Inside are the headphones, 2 sets of silicone tips (medium and large), and a mesh carrying case.

The headphones themselves are quite small, have a simple cilindrical shape, and have a smart touch of colored aluminum (red, black or silver). This makes these headphones look quite stylish. The cable's attached to the headphones through a silicone encasing, decreasing microphonics. The cable is a traditional Y cord. The Y segment is also encased. This all leaves a positive impression. Don't jog in these phones though, the microphonics do tend to act up when you let those dangling cords dance.
The silicone tips are on the stiff side, but are comfortable - in such a way that I forget I got them in at all. That's always a good sign.

Now, the sound.

I used a Sony Walkman X series to test these, and turned of all EQ.

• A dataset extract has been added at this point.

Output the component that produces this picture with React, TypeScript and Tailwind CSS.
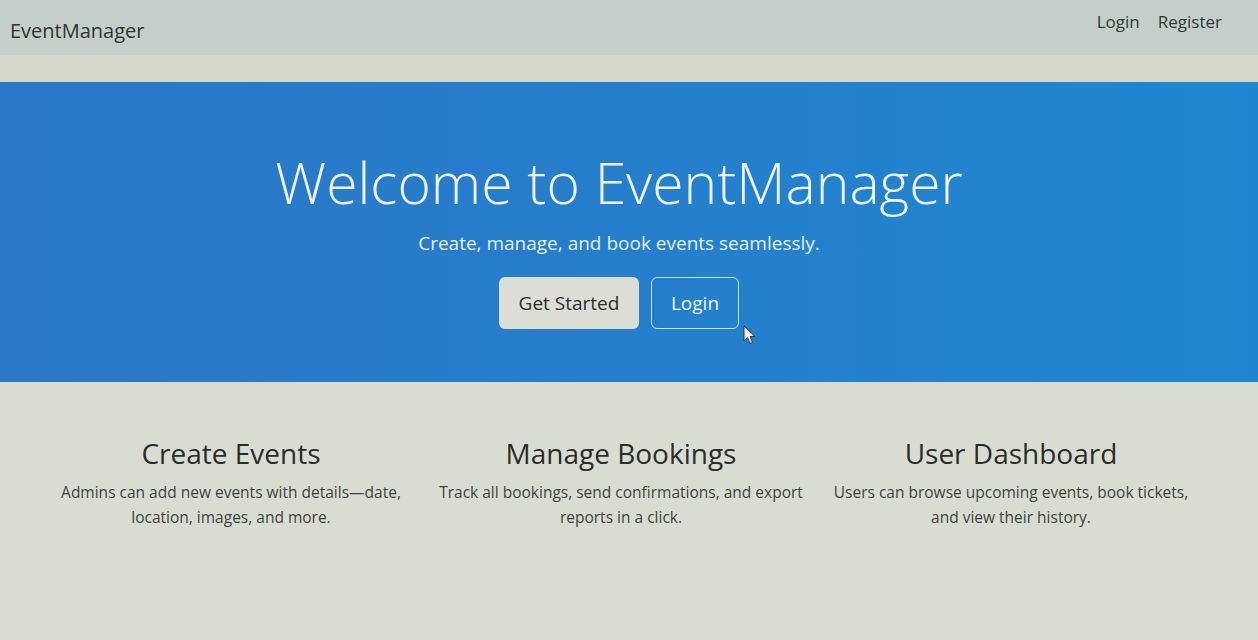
import React from "react";

const font = { fontFamily: '"Open Sans", "Noto Sans", sans-serif' };

function Feature({ title, text }: { title: string; text: React.ReactNode }) {
  return (
    <div className="flex flex-col items-center text-center">
      <h3 className="text-[28px] leading-[36px] font-normal text-[#2a2d2a]">{title}</h3>
      <p className="mt-[9px] text-[15.5px] leading-[25px] text-[#3f4340]">{text}</p>
    </div>
  );
}

export default function App() {
  return (
    <div className="min-h-[640px] w-[1258px] bg-[#d9ddd1] overflow-hidden" style={font}>
      <nav className="h-[55px] bg-[#c5cfca] flex items-center justify-between pl-[10px] pr-[36px]">
        <span className="text-[20px] text-[#2f3432] mt-[6px]">EventManager</span>
        <div className="flex gap-[18px] text-[17px] text-[#333836] -mt-[12px]">
          <span>Login</span>
          <span>Register</span>
        </div>
      </nav>
      <div className="h-[27px] bg-[#d3d8ca]" />
      <section className="relative h-[300px] bg-gradient-to-r from-[#2a77c7] to-[#1e86d0] flex flex-col items-center pr-[20px] text-white">
        <h1 className="mt-[62px] text-[57px] leading-[76px] font-light text-[#eef3f8]">Welcome to EventManager</h1>
        <p className="mt-[9px] text-[19px] leading-[28px] text-[#e6eef6]">Create, manage, and book events seamlessly.</p>
        <div className="mt-[20px] flex gap-[12px]">
          <button className="h-[52px] w-[140px] rounded-[6px] bg-[#dcded6] text-[19px] text-[#2b2d2b]">Get Started</button>
          <button className="h-[52px] w-[88px] rounded-[6px] border border-[#cfe2f3] text-[19px] text-[#eef4f9]">Login</button>
        </div>
        <svg className="absolute left-[743px] top-[243px]" width="14" height="20" viewBox="0 0 14 20">
          <path d="M1 1 L1 16 L4.5 12.5 L7 18.5 L9.5 17.5 L7 11.5 L12 11.5 Z" fill="#f4f4f4" stroke="#333" strokeWidth="1" />
        </svg>
      </section>
      <section className="grid grid-cols-3 w-[1170px] ml-[36px] pt-[53px] pb-[60px]">
        <Feature title="Create Events" text={<>Admins can add new events with details—date,<br />location, images, and more.</>} />
        <Feature title="Manage Bookings" text={<>Track all bookings, send confirmations, and export<br />reports in a click.</>} />
        <Feature title="User Dashboard" text={<>Users can browse upcoming events, book tickets,<br />and view their history.</>} />
      </section>
    </div>
  );
}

The first song I tried was Lura's "Ponciana" - a Morna song with warm strings and guitars, smooth rhythms and female vocals. The DTX 101's give of a very warm signature, with competent reproduction of the basses without veiling the vocals or trebles.
Next up is the slightly better known "Last Friday Night" of Katy Perry. The bass-line is maintained beautifully throughout the song, but what struck me most is how well all the pop sounds and vocals are represented. The richly produced instruments are well separated, not recessed or veiled, and it sounds all very sparkly without being tiring. The same goes for Utada Hikaru's "This is Love", female vocals and instruments are very present and sparkly, and the bass is good throughout. In this song, the song does seem to miss some impact: On my Xtrememac FS1 (similar to the Futuresonics Atrio), the bass sounds more snappy and has a more "subwoofer" quality to it. Having said that, the FS1 is twice as expensive.
Next is Coldplay's "Clocks". Even though the DTX 101's are a bit dark, in this song, a certain degree of depth and airyness in the soundstage is attained - relatively rare in IEMs and definitely in this price range. Good stuff.
With setting up Limp Bizkit's "My Generation", I wanted to see if these cans can handle the bass guitar and electrics. And well, they can. This song usually shreds most headphones to bits, but the DTX's handles it very well. Unfortunately, although the bass is powerful, it is a tad boomy here.
Now, you can't test Limp Bizkit without playing a Linkin Park song. In "Faint", the sharp electrics and Chester's vocals are a real challenge, but the DTXs are quite up to the task. In contrast to "My Generation", the bass sounds tighter, even light here. The sub bass rumble in the bridge is quite subtle, as opposed to eg. the Creative EP 630s, where this sounds well into the mids and tends to muffle the rest.
Finally, I set up the 2nd Piano Concerto of Rachmaninoff. Although the entire orchestra is represented well, the consistent presence of the DTX works a bit against it: there is a distinct lack of space, resolution and impact, which was strangely present in "Clocks". Over the ear headphones work better here, especially my Sennheiser HD 595 but also the aforementioned FS1 IEMs.

Some other various remarks:

° These headphones are low impedance (16 Ohms) which means they fare best with low power devices such as mp3 players and don't require a preamp to get the best out of them. Actually, hooking them to my stereo or laptop introduced sometimes pronounced lower mids, giving an irritating booming quality to male voices. An impedance adapter may be necessary.
° Boosting the mids and treble with EQ can aid in "lightening" the sound of the DTX 101's. It also helps to add some impact to the bass. Generally, these headphones are quite "EQable", which means you can flavor them as you want, without them falling prey to distortions too quickly.

° Sound is fine when the music is playing. Having some outside noise is fine I think, and also helps in not making you the mp3 socially inept ******, lol.
° The connector is angled. This may be annoying to some.
° Although I didn't burn in these headphones, I did notice some slight improvements in impact, bass response and high sparkle over the course of the first couple of days.

Conclusion

In the end, with the Beyerdynamic DTX 101 iEs, you get what you pay for: a definite step-up from bundled and entry-level headphones, but not the levels of detail or impact you can get from higher end, 150 eur+ headphones or over the ear headphones. Having said that, these are headphones are very easy to live with: comfortable to wear, comfortable and pleasant to listen to and not too expensive; the Beyerdynamic DTX 101's iE quickly get out of your way. They give you a tight and consistent sounding package - a great companion for your iPhone or mp3 player; especially if you like pop, electronic or pop/rock. Recommended.